De Barbies e barbaridades
Ofensas literárias, Anne Carson, Vilma Arêas & outras mumunhas
“Só porque sua bunda está sangrando não quer dizer que você seja o cachorro vencedor”
[Norman Mailer ironizando um ataque seu contra Gore Vidal, que havia respondido com “O cachorro vencedor é aquele de quem todo mundo quer morder a bunda”]
NÃO-ASSUNTO DA SEMANA
Não, não vou falar da Barbie – nem tenho roupa pra isso (aliás a ilustração acima é da gênia Amanda Miranda, colaboradora da Morel 1).
Vou abordar um aspecto lateral do entrevero de Itamar Vieira Jr. com a crítica Ligia Diniz, as jornalistas Lygia Maria e Fabiana Moraes e o escritor José Eduardo Agualusa, que saiu das páginas da Folha de S.Paulo e chegou ao pântano chorumoso do Twitter, expondo às vísceras os limites entre arte e entretenimento. O que era pra ser uma discussão literária virou bagunça.
A maioria das pessoas ficou na arena detonando um ou outro lado, mas duvido que 90% da audiência tenha aberto sequer uma página do brilhante escritor do Recôncavo. Na raiz quadrada da treta reside um comportamento complicado: a dificuldade brasileira em lidar com críticas. No país do deixa-disso, da anistia para torturador e do passapanismo, todo mundo é amigo de todo mundo e pega mal falar mal – ainda que na cara (como sempre faço, e sempre me fodo).
Não existe pecado do lado de baixo do Equador, só hipocrisia mesmo. Assim, mesmo que cercada de duzentos dedos e pisando em um caminhão de ovos, uma crítica é rebatida como se fosse um assalto à mão armada. Como assim, ousar discordar do coro de améns?
Acabamos de sair de um longo ataque da barbárie à civilização que durou 6 anos – e ainda estamos a perigo. Natural então o FlaFlu à flor da pele. Aqui ou é calça de veludo ou é bunda de fora. Ou geral passa pano e geral é gênio, ou então o pau come sem classe. Não tem nuance nem meio termo, e as ofensas não têm verve.
Essa falta de debate público com acidez, de punhalada com estilo, me lembrou de Escritores Contra Escritores, organizado pelo espanhol Albert Angelo, que reúne ofensas trocadas por autores de todo canto.
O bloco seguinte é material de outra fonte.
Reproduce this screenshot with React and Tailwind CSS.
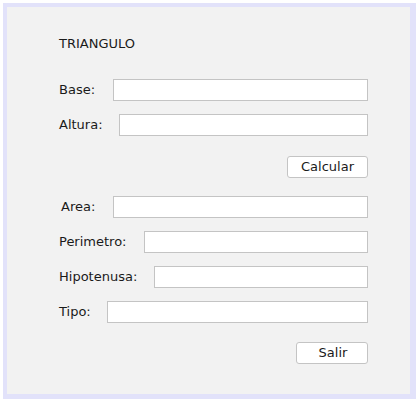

Fico pensando se fariam um desses no Brasil... Não temos essa tradição de falar na lata o que se pensa. Se existe, a coisa não vira literatura; fica no barbarismo de rede social, logo esquecido pela falta de classe do tapa, em geral desferido à socapa. Será nosso extremado cordialismo?
Se você espremer o volume, vai recolher uns litros de bílis. O excêntrico catalão compilou nesta edição da El Aleph algumas pérolas negras:
“Kurt Vonnegut é o pior escritor dos EUA” [Gore Vidal]
“Vidal sofre do medo de ser tomado como chato, estúpido, antiquado, uma péssima atitude para um novelista” [Kingsley Amis]
“Escrevia sobre beber para aproveitar alguma das horas que dedicava a isso” [Martin Amis sobre o pai, Kingsley]
“Toda a sua obra se centra em ser patético” [Frédéric Beigbeder sobre Michel Houellebecq]
“Saul Bellow é uma mediocridade miserável” [Vladimir Nabokov]
“Cada vez que leio Orgulho e Preconceito me dá ganas de desenterrá-la e golpear seu crânio com sua própria tíbia” [Mark Twain sobre Jane Austen]
“Dei uma olhada nos livros de Roberto Bolaño e me aborreci espantosamente” [Isabel Allende] “Ele falava mal de todo mundo. Era uma pessoa extraordinariamente conflituosa que nunca disse nada de bom de ninguém. É um bom escritor que desgraçadamente morreu, mas isso não faz dele uma pessoa melhor”
Pero antes que Bolaño morresse, él dicho:
“Nem sequer acho que Isabel Allende seja uma escritora, é uma escrevinhadora”
“Não mudaria de ideia se tivesse bebido com ela. Primeiro, porque essas senhoras evitam beber com alguém como eu. Segundo, porque já não bebo. Terceiro, porque nem nos meus piores porres perdi uma lucidez mínima, um sentido da prosódia e do ritmo, um certo pudor ao plágio, à mediocridade ou ao silêncio”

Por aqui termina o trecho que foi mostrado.